> _Written request_: Pick out each line in these entries that contains the string "components".

— Start —

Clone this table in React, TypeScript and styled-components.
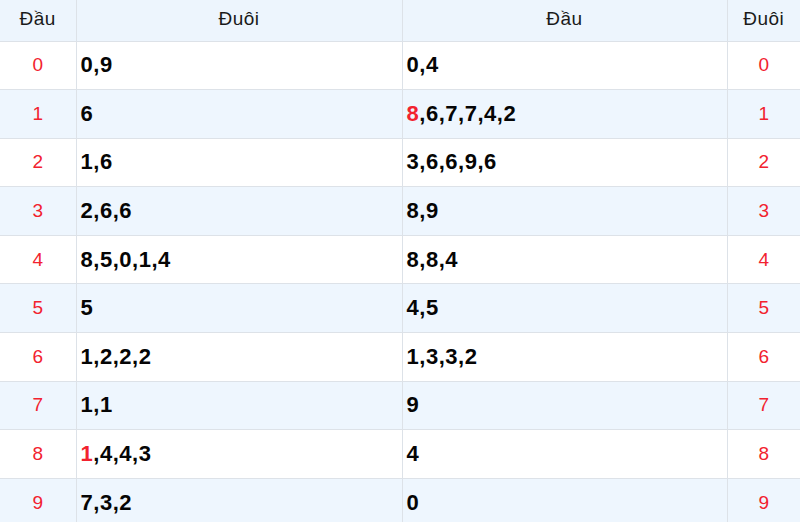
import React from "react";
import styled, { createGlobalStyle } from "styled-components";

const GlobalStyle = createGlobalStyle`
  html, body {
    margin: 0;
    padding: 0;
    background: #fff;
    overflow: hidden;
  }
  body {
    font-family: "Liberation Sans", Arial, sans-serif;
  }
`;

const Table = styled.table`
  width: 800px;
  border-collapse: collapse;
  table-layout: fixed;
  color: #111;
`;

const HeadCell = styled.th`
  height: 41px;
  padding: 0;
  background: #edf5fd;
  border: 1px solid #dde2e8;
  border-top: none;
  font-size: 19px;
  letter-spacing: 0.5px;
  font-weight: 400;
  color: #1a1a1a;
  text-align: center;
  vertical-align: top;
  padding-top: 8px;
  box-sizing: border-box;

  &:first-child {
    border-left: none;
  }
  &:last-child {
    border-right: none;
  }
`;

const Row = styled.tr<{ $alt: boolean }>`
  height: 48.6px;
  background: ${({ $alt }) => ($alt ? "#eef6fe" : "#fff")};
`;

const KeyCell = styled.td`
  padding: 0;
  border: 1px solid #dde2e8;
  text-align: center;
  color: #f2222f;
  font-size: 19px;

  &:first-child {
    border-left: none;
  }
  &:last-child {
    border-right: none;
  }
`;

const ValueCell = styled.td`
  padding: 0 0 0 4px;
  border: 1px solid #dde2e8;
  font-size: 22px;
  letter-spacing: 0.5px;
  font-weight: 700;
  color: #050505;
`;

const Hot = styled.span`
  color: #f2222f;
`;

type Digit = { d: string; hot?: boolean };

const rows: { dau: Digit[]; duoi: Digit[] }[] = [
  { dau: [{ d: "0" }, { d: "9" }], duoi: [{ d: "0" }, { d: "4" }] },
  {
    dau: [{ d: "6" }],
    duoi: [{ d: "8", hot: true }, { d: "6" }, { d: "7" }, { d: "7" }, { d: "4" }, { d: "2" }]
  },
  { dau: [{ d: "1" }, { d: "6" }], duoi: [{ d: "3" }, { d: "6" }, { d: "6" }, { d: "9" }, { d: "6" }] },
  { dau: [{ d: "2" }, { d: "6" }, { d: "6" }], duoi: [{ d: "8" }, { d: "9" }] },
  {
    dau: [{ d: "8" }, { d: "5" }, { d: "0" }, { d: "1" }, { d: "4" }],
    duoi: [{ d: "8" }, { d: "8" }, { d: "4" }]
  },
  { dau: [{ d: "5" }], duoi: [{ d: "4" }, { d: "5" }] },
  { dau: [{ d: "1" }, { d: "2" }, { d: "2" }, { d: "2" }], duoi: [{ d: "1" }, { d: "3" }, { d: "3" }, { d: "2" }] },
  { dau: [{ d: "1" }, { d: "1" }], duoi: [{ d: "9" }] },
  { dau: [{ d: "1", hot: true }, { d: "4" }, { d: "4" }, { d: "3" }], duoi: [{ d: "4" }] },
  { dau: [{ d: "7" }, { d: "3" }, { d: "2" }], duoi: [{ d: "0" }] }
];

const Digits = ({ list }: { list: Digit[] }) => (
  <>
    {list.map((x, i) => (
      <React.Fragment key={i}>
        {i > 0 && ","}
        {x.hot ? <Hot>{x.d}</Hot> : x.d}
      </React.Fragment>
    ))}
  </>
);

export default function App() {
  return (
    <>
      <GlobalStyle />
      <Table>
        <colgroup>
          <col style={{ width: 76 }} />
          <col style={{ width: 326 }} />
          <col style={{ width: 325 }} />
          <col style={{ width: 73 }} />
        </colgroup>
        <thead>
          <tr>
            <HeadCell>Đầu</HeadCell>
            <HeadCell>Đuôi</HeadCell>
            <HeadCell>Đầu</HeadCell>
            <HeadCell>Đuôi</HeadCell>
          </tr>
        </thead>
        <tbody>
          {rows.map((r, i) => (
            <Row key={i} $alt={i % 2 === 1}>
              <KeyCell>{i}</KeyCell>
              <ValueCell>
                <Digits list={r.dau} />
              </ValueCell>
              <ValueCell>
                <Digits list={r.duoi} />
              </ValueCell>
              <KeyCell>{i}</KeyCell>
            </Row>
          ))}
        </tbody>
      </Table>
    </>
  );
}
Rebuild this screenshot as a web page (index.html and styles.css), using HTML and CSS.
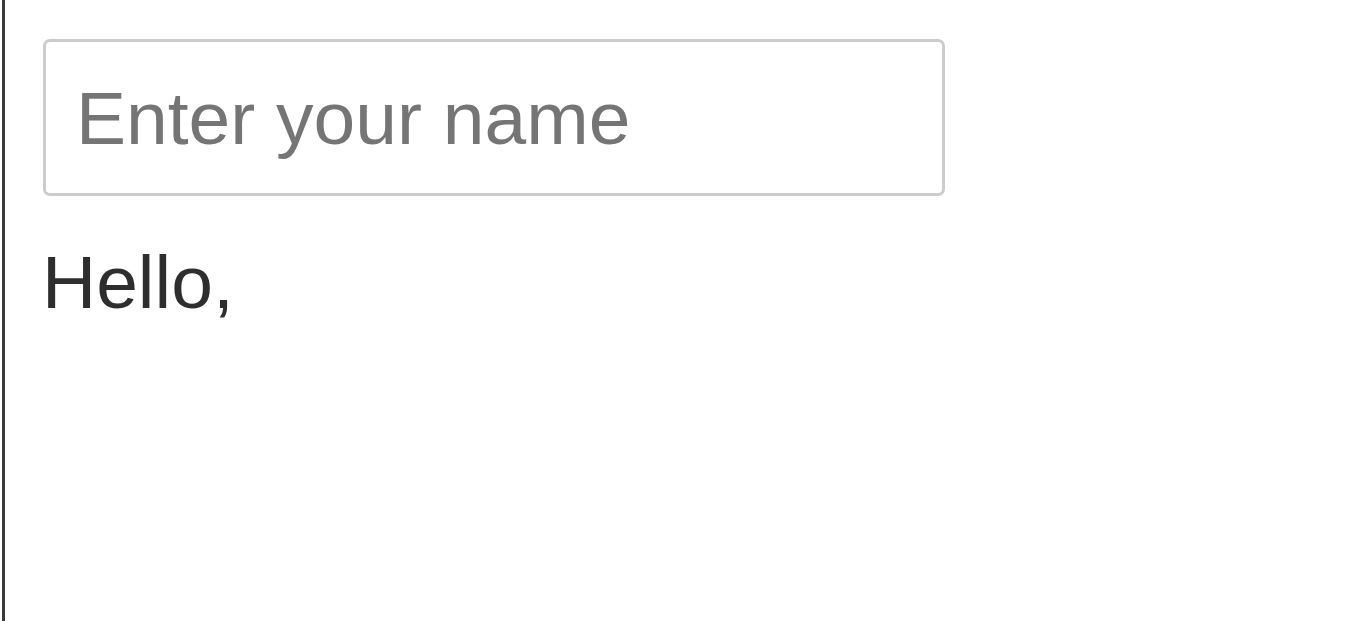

— End —

> _Task response_:
Clone this table in React, TypeScript and styled-components.
import styled, { createGlobalStyle } from "styled-components";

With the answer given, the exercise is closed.